In September 1567, Ormiston's wife Margaret Sinclair was ordered to surrender her house at Herdmanston to her former husband's executors. The Parliament of Scotland declared James Ormiston and Hob Ormiston outlaws for Darnley's murder in December 1567. The accounts of the treasurer of Scotland include some details of the legal process of his forfeiture. The painter Walter Binning made copies of Ormiston's coat of arms, and those of John Hepburn of Bowtoun, John Hay younger of Tallo, and the Earl of Bothwell, to be ceremonially torn in half at Parliament.

After Mary's defeat at the battle of Langside, Ormiston remained in Scotland as a guest of Patrick Whytelaw. He is said to have carried letters to Mary at Carlisle Castle.

===After the Rising of the North===
Ormiston accompanied Anne Percy, Countess of Northumberland and Thomas Percy, 7th Earl of Northumberland in Liddesdale in December 1569. They were exiles in Scotland in the aftermath of the Rising of the North. Ormiston had offered to be their guide with John Armstrong of the Side and Lord's Jock or Laird's Jock, but he was challenged by Martin Elwood (Martin Elliot of Braidlie near Castleton), a significant man in the Liddesdale community on 21 December. Elwood or Elliot was following Regent Moray's edict against supporting the English rebels.

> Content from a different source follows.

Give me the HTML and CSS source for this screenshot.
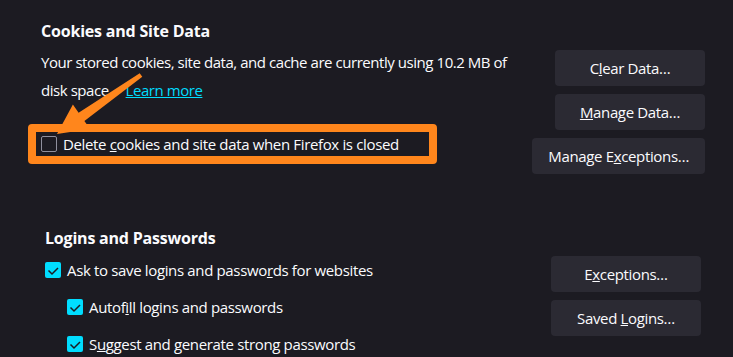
FILE: index.html
```html
<!DOCTYPE html>
<html lang="en">
<head>
    <meta charset="UTF-8">
    <meta name="viewport" content="width=device-width, initial-scale=1.0">
    <title>Privacy &amp; Security</title>
    <link rel="stylesheet" href="styles.css">
</head>
<body>
    <section class="group cookies">
        <div class="main">
            <h2>Cookies and Site Data</h2>
            <p class="desc">Your stored cookies, site data, and cache are currently using 10.2 MB of disk space. <a href="#">Learn more</a></p>
            <div class="highlight">
                <label class="check">
                    <span class="box"></span>
                    <span>Delete <u>c</u>ookies and site data when Firefox is closed</span>
                </label>
            </div>
        </div>
        <div class="actions">
            <button>C<u>l</u>ear Data…</button>
            <button><u>M</u>anage Data…</button>
            <button>Manage E<u>x</u>ceptions…</button>
        </div>
    </section>

    <section class="group logins">
        <div class="main">
            <h2>Logins and Passwords</h2>
            <div class="rows">
                <label class="check">
                    <span class="box on"><svg viewBox="0 0 16 16"><path d="M3.5 8.5L7 12l6-6"/></svg></span>
                    <span>Ask to save logins and passwo<u>r</u>ds for websites</span>
                </label>
                <label class="check sub">
                    <span class="box on"><svg viewBox="0 0 16 16"><path d="M3.5 8.5L7 12l6-6"/></svg></span>
                    <span>Autof<u>i</u>ll logins and passwords</span>
                </label>
                <label class="check sub">
                    <span class="box on"><svg viewBox="0 0 16 16"><path d="M3.5 8.5L7 12l6-6"/></svg></span>
                    <span>S<u>u</u>ggest and generate strong passwords</span>
                </label>
            </div>
        </div>
        <div class="actions">
            <button>E<u>x</u>ceptions…</button>
            <button>Saved <u>L</u>ogins…</button>
        </div>
    </section>

    <!-- annotation arrow -->
    <svg class="arrow" viewBox="0 0 733 357" xmlns="http://www.w3.org/2000/svg">
        <polygon points="57,134 72.9,104.6 78.6,112.7 139.7,73.2 142.3,76.8 84.4,120.9 90.1,129" fill="#ff861c"/>
    </svg>
</body>
</html>
```

FILE: styles.css
```css
body {
    margin: 0;
    width: 733px;
    height: 357px;
    overflow: hidden;
    position: relative;
    background-color: #1c1b22;
    color: #fbfbfe;
    font-family: "Open Sans", "Noto Sans", sans-serif;
    font-size: 15px;
    letter-spacing: -0.35px;
}

.group {
    display: flex;
    justify-content: space-between;
}

.cookies {
    padding: 18px 28px 0 41px;
}

.logins {
    margin-top: 51px;
    padding: 0 32px 0 45px;
}

h2 {
    margin: 0;
    font-size: 16px;
    font-weight: 700;
    line-height: 26px;
    letter-spacing: -0.2px;
}

.desc {
    width: 482px;
    margin: 4px 0 0;
    line-height: 28px;
    letter-spacing: -0.45px;
}

.desc a {
    color: #00ddff;
    margin-left: 10px;
}

.highlight {
    margin: 20px 0 0 -13px;
    width: 388px;
    border: 8px solid #ff861c;
    border-radius: 4px;
    padding: 0 0 0 5px;
}

.check {
    display: flex;
    align-items: center;
    gap: 6px;
    height: 24px;
}

.box {
    width: 16px;
    height: 16px;
    box-sizing: border-box;
    border: 1px solid #8f8f9d;
    border-radius: 2px;
    flex-shrink: 0;
}

.box.on {
    border: none;
    background-color: #00ddff;
}

.box svg {
    display: block;
    width: 16px;
    height: 16px;
    fill: none;
    stroke: #1c1b22;
    stroke-width: 1.5;
}

.rows {
    margin-top: 5px;
    display: flex;
    flex-direction: column;
    gap: 9px;
}

.rows .check {
    height: 28px;
}

.check.sub {
    margin-left: 22px;
}

.actions {
    display: flex;
    flex-direction: column;
    align-items: flex-end;
    gap: 8px;
}

.cookies .actions {
    padding-top: 32px;
}

.logins .actions {
    padding-top: 31px;
}

button {
    height: 36px;
    min-width: 150px;
    padding: 0 16px;
    border: none;
    border-radius: 4px;
    background-color: #2b2a33;
    color: #fbfbfe;
    font-family: inherit;
    font-size: 15px;
    letter-spacing: inherit;
}

.arrow {
    position: absolute;
    left: 0;
    top: 0;
    width: 733px;
    height: 357px;
    pointer-events: none;
}
```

The Earl and Countess of Northumberland sought help from other members of the Armstrong family including Hector Armstrong of Harlaw . According to the Scottish chronicle known as the Diurnal of Occurents there was another confrontation and Captain John Borthwick was killed. Hector Armstrong surrendered the Earl to Regent Moray and the Earl of Morton and he was taken to Lochleven Castle. The Countess remained with John of the Side at Kirk Hill in Liddesdale and was afterwards sheltered at Ferniehirst Castle. According to English reports, the Liddesdale men stole goods and horses from the Northumberlands. The Diurnal of Occurents claims that Ormiston took her jewels, clothing, and money including 600 Portuguese gold ducats.

==Arrest and execution==
On 10 November 1573, James Ormiston was discovered asleep in the Hawkwood near Jedburgh by Regent Morton and Sir John Carmichael. Carmichael had to wrestle with Ormiston, who was taken to Edinburgh Castle. Ormiston was interviewed by the kirk minister John Brand and described a band sworn by Bothwell's adherents to remove Mary's husband. Ormiston told Brand that he gave advice to the conspirators, including French Paris, on how to light the fuse at the Kirk o'Field. He was taken from Edinburgh Castle and hanged on 14 December 1573.